I am married but I won’t trouble you with my worries, nor with reports about my health. Try and shake off your depression. You are not seeing things in their true perspective.”
The above letter gives a hint of Eliza’s troubling marital issues and she is perhaps caught between her husband and Syud Hossain. She has evidently been meeting him covertly, and now wants to reveal everything to her husband.
Two days later, on 19 August she writes, “I miss you so much,—always. It is incredible that it is not yet a fortnight since you saw me off. I should like to come to London for a day or two to attend to several odds and ends of business, &, (incidentally!) to spend as much time as possible with you.

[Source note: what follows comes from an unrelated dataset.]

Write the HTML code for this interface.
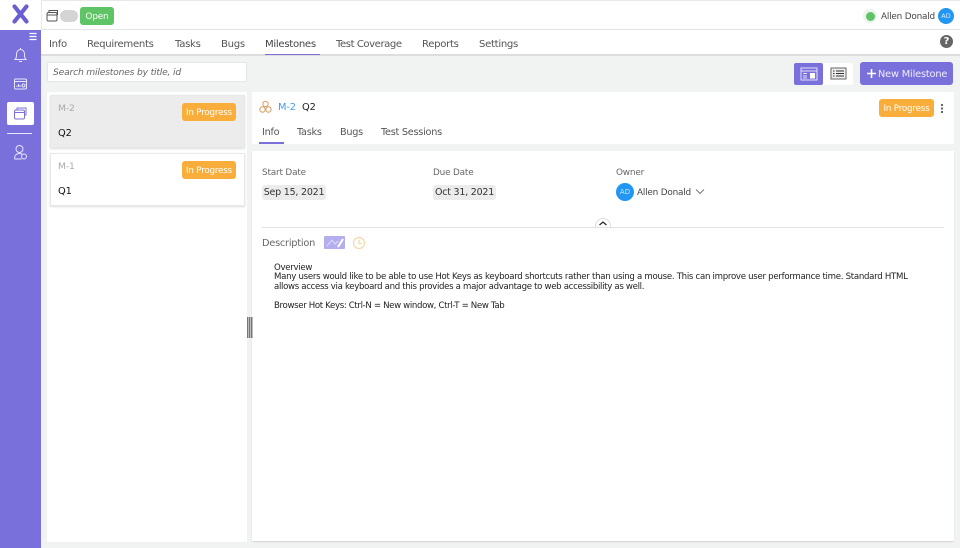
<!DOCTYPE html>
<html><head><meta charset="utf-8"><style>
html,body{margin:0;padding:0}
body{width:960px;height:548px;overflow:hidden;position:relative;background:#f1f2f2;font-family:"DejaVu Sans","Liberation Sans",sans-serif;color:#333}
div,svg{position:absolute}
.t{white-space:nowrap;line-height:12px}
.tab{font-size:10.1px;letter-spacing:-.3px;color:#555;top:39px}
.sub{font-size:9.7px;letter-spacing:-.25px;color:#555;top:127px}
.badge{background:#f9ae3c;color:#fff;border-radius:3px;font-size:8.7px;letter-spacing:-.17px;text-align:center;height:18px;line-height:20px;white-space:nowrap}
.card{left:50px;width:193px;height:51px;border:1px solid #e8e8e8;box-shadow:0 1px 2px rgba(0,0,0,.14)}
.lbl{font-size:8.9px;letter-spacing:-.18px;color:#666}
.chip{background:#ececec;border-radius:3px;font-size:9.5px;letter-spacing:-.22px;color:#333;line-height:15px;height:15px;text-align:center;white-space:nowrap}
</style></head><body>
<div style="left:0;top:0;width:960px;height:30px;background:#fff;border-top:1px solid #e8e8e8;box-sizing:border-box;border-bottom:1px solid #e4e4e4"></div>
<div style="left:0;top:30px;width:41px;height:518px;background:#7a70dc"></div>
<div style="left:0;top:0;width:41px;height:30px;background:#fff;border-right:1px solid #e8e8e8"></div>
<svg style="left:12px;top:4px" width="17" height="20" viewBox="0 0 17 20"><path d="M2.500 2.500 L14.500 17.500 M14.500 2.500 L2.500 17.500" stroke="#6a5fd0" stroke-width="4.200" stroke-linecap="round"/></svg>
<svg style="left:46px;top:9px" width="13" height="13" viewBox="0 0 13 13" fill="none" stroke="#555" stroke-width="1"><rect x="1" y="3.500" width="10" height="8.500" rx="1.500" fill="#fff"/><path d="M3 3.500V1.500h8.500V6"/><path d="M1 6h10"/></svg>
<div style="left:60px;top:10px;width:18px;height:12px;border-radius:6px;background:#d4d4d4"></div>
<div style="left:80px;top:7px;width:34px;height:18px;background:#5fc465;border-radius:3px;color:#fff;font-size:8.800px;letter-spacing:-.15px;line-height:20px;text-align:center">Open</div>
<div style="left:863px;top:9px;width:14px;height:14px;border-radius:7px;background:#eef3ee"></div>
<div style="left:866px;top:12px;width:9px;height:9px;border-radius:5px;background:#5fc465"></div>
<div class="t" style="left:881px;top:11px;font-size:8.900px;letter-spacing:-.2px;color:#444">Allen Donald</div>
<div style="left:938px;top:8px;width:16px;height:16px;border-radius:8px;background:#2196f3;color:#dcefff;font-size:6.500px;line-height:16px;text-align:center">AD</div>

<div style="left:41px;top:30px;width:919px;height:26px;background:#fff;border-bottom:2px solid #ddd;box-sizing:border-box"></div>
<div class="t tab" style="left:49px">Info</div>
<div class="t tab" style="left:87px">Requirements</div>
<div class="t tab" style="left:175px">Tasks</div>
<div class="t tab" style="left:221px">Bugs</div>
<div class="t tab" style="left:265px;color:#444">Milestones</div>
<div style="left:265px;top:53.500px;width:55px;height:1.500px;background:#7a70dc"></div>
<div class="t tab" style="left:336px;letter-spacing:-.45px">Test Coverage</div>
<div class="t tab" style="left:422px">Reports</div>
<div class="t tab" style="left:479px">Settings</div>
<div style="left:940px;top:35px;width:13px;height:13px;border-radius:7px;background:#666;color:#fff;font-size:10px;font-weight:bold;line-height:13px;text-align:center">?</div>

<svg style="left:28px;top:32px" width="10" height="9" viewBox="0 0 10 9"><path d="M1.500 1.500h7M1.500 4.500h7M1.500 7.500h7" stroke="#fff" stroke-width="1.200"/></svg>
<svg style="left:13px;top:47px" width="15" height="16" viewBox="0 0 15 16" fill="none" stroke="#e8e6fa" stroke-width="1"><path d="M2 12.500c1.500-1.500 1.500-3 1.500-5.500 0-2.500 1.800-4.500 4-4.500s4 2 4 4.500c0 2.500 0 4 1.500 5.500z"/><path d="M7.500 1v1.500M6 14.500h3"/></svg>
<svg style="left:13px;top:77px" width="15" height="14" viewBox="0 0 15 14" fill="none" stroke="#e8e6fa" stroke-width="1"><rect x="1.500" y="2" width="12" height="10" rx="1"/><path d="M1.500 4.500h12"/><path d="M4 10V8.500M5.500 10V7M7 10V8"/><circle cx="10.500" cy="8.500" r="1.500"/></svg>
<div style="left:7px;top:102px;width:27px;height:23px;background:#fff;border-radius:2px"></div>
<svg style="left:13px;top:106px" width="15" height="15" viewBox="0 0 15 15" fill="none" stroke="#7a70dc" stroke-width="1"><rect x="1.500" y="4" width="10" height="9" rx="1.500"/><path d="M4 4V2h9v7h-1.500"/><path d="M1.500 6.500h10"/></svg>
<div style="left:7px;top:133px;width:25px;height:1px;background:#e9e7f5"></div>
<svg style="left:13px;top:144px" width="15" height="17" viewBox="0 0 15 17" fill="none" stroke="#e8e6fa" stroke-width="1"><circle cx="6.500" cy="5" r="3.500"/><path d="M1.500 15c0-3.500 2-5.500 5-5.500 1.500 0 2.500.5 3 1M1.500 15h7"/><circle cx="11" cy="12.500" r="2.500"/></svg>

<div style="left:47px;top:62px;width:200px;height:20px;background:#fff;border:1px solid #e6e6e6;box-sizing:border-box;border-radius:2px"></div>
<div class="t" style="left:53px;top:66.500px;font-size:9.200px;letter-spacing:-.2px;font-style:italic;color:#666">Search milestones by title, id</div>

<div style="left:47px;top:92px;width:200px;height:450px;background:#fff"></div>
<div class="card" style="top:95px;background:#ececec"></div>
<div class="t" style="left:58px;top:103px;font-size:9.200px;letter-spacing:-.1px;color:#aaa">M-2</div>
<div class="t" style="left:58px;top:128px;font-size:9.800px;letter-spacing:-.1px;color:#111">Q2</div>
<div class="badge" style="left:182px;top:103px;width:54px">In Progress</div>
<div class="card" style="top:153px;background:#fff"></div>
<div class="t" style="left:58px;top:161px;font-size:9.200px;letter-spacing:-.1px;color:#aaa">M-1</div>
<div class="t" style="left:58px;top:186px;font-size:9.800px;letter-spacing:-.1px;color:#111">Q1</div>
<div class="badge" style="left:182px;top:161px;width:54px">In Progress</div>

<div style="left:794px;top:63px;width:59px;height:22px;background:#fff;border-radius:2px"></div>
<div style="left:794px;top:63px;width:29px;height:22px;background:#7a70dc;border-radius:2px"></div>
<svg style="left:800px;top:67px" width="18" height="14" viewBox="0 0 18 14" fill="none" stroke="#e3e0fa" stroke-width="1"><rect x="1" y="1" width="16" height="12"/><path d="M1 4h16M3 6.500h4M3 9h4M3 11h4"/><rect x="10" y="6" width="5" height="5.500" fill="#fff" stroke="none"/></svg>
<svg style="left:830px;top:67px" width="17" height="13" viewBox="0 0 17 13" fill="none" stroke="#666" stroke-width="1"><rect x="1" y="1" width="15" height="11" fill="#eee"/><path d="M3 4h1.500M6 4h8M3 6.500h1.500M6 6.500h8M3 9h1.500M6 9h8" stroke="#333"/></svg>
<div style="left:860px;top:62px;width:93px;height:23px;background:#7a70dc;border-radius:3px"></div>
<svg style="left:866px;top:68px" width="11" height="11" viewBox="0 0 11 11"><path d="M5.500 1v9M1 5.500h9" stroke="#fff" stroke-width="1.600"/></svg>
<div class="t" style="left:878px;top:68.500px;font-size:9.800px;letter-spacing:-.18px;color:#f0eefc">New Milestone</div>

<div style="left:252px;top:92px;width:702px;height:52px;background:#fff"></div>
<div style="left:252px;top:151px;width:702px;height:390px;background:#fff;box-shadow:0 1px 1px rgba(0,0,0,.12)"></div>
<svg style="left:259px;top:100px" width="13" height="14" viewBox="0 0 13 14" fill="none" stroke="#d9a066" stroke-width="1"><circle cx="6.500" cy="4" r="2.700"/><circle cx="3.500" cy="9.500" r="2.700"/><circle cx="9.500" cy="9.500" r="2.700"/></svg>
<div class="t" style="left:278px;top:102px;font-size:9.800px;letter-spacing:-.15px;color:#3f9bf0">M-2</div>
<div class="t" style="left:302px;top:102px;font-size:9.800px;letter-spacing:-.1px;color:#222">Q2</div>
<div class="badge" style="left:879px;top:99px;width:55px">In Progress</div>
<div style="left:941px;top:104px;width:2px;height:2px;background:#666;box-shadow:0 3.500px 0 #666,0 7px 0 #666"></div>
<div class="t sub" style="left:262px">Info</div>
<div style="left:259px;top:142px;width:25px;height:1.500px;background:#7a70dc"></div>
<div class="t sub" style="left:297px">Tasks</div>
<div class="t sub" style="left:340px">Bugs</div>
<div class="t sub" style="left:381px">Test Sessions</div>

<div class="t lbl" style="left:262px;top:167px">Start Date</div>
<div class="t lbl" style="left:433px;top:167px">Due Date</div>
<div class="t lbl" style="left:616px;top:167px">Owner</div>
<div class="chip" style="left:262px;top:185px;width:64px;line-height:16px">Sep 15, 2021</div>
<div class="chip" style="left:433px;top:185px;width:63px;line-height:16px">Oct 31, 2021</div>
<div style="left:616px;top:183px;width:18px;height:18px;border-radius:9px;background:#2196f3;color:#cfe7ff;font-size:7px;line-height:18px;text-align:center">AD</div>
<div class="t" style="left:637px;top:186.500px;font-size:8.900px;letter-spacing:-.2px;color:#444">Allen Donald</div>
<svg style="left:695px;top:188px" width="10" height="7" viewBox="0 0 10 7"><path d="M1 1.500l4 4 4-4" fill="none" stroke="#777" stroke-width="1"/></svg>

<div style="left:262px;top:227px;width:682px;height:1px;background:#e4e2de"></div>
<div style="left:595px;top:218px;width:16px;height:9px;background:#fff;border:1px solid #ddd;border-bottom:0;border-radius:9px 9px 0 0;box-sizing:border-box"></div>
<svg style="left:598px;top:220px" width="10" height="7" viewBox="0 0 10 7"><path d="M1.500 5l3.500-3 3.500 3" fill="none" stroke="#222" stroke-width="1.200"/></svg>

<div class="t" style="left:262px;top:238px;font-size:9.800px;letter-spacing:-.25px;color:#666">Description</div>
<div style="left:324px;top:236px;width:21px;height:13px;background:#b5aeee;border-radius:1px"></div>
<svg style="left:324px;top:236px" width="21" height="13" viewBox="0 0 21 13"><path d="M3 10l5-6 3 4 3-3" fill="none" stroke="#dedbfa" stroke-width="1"/><path d="M14 11l5-8" stroke="#fff" stroke-width="2"/></svg>
<svg style="left:352px;top:236px" width="14" height="14" viewBox="0 0 14 14" fill="none" stroke="#f5d9a8" stroke-width="1.200"><circle cx="7" cy="7" r="5.500"/><path d="M7 3.500V7.500H10"/></svg>

<div class="t" style="left:274px;top:264px;font-size:8.600px;line-height:9.450px;color:#222;letter-spacing:-.29px">Overview<br>Many users would like to be able to use Hot Keys as keyboard shortcuts rather than using a mouse. This can improve user performance time. Standard HTML<br><span style="letter-spacing:-.32px">allows access via keyboard and this provides a major advantage to web accessibility as well.</span><br><br><span style="letter-spacing:-.35px">Browser Hot Keys: Ctrl-N = New window, Ctrl-T = New Tab</span></div>

<div style="left:247px;top:317px;width:6px;height:21px;background:repeating-linear-gradient(90deg,#777 0,#777 1px,#bbb 1px,#bbb 2px)"></div>
</body></html>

I am only deterred by the fact that I have exactly 8 ½ in my purse to last me until the 29th…but if I’m with you I should be at peace…”
Eliza, in many of her letters, complains of being short of money.
On 28 August 1914, she writes from her brother’s vicarage after returning from a trip. “You’re an ungrateful boy—didn’t deserve so prompt a message from me on arrival. I had exactly three minutes to catch the post in, and I used these three to sending you a card!” She then talks about a girl named Ida who is with her; Ida needs a police permit as she is an ‘alien enemy’. Eliza also says, “My Baby is a dear. I hope you love him. He sends you greetings as also does Ida.” The baby being referred to is her son, Anthony, then seven years old.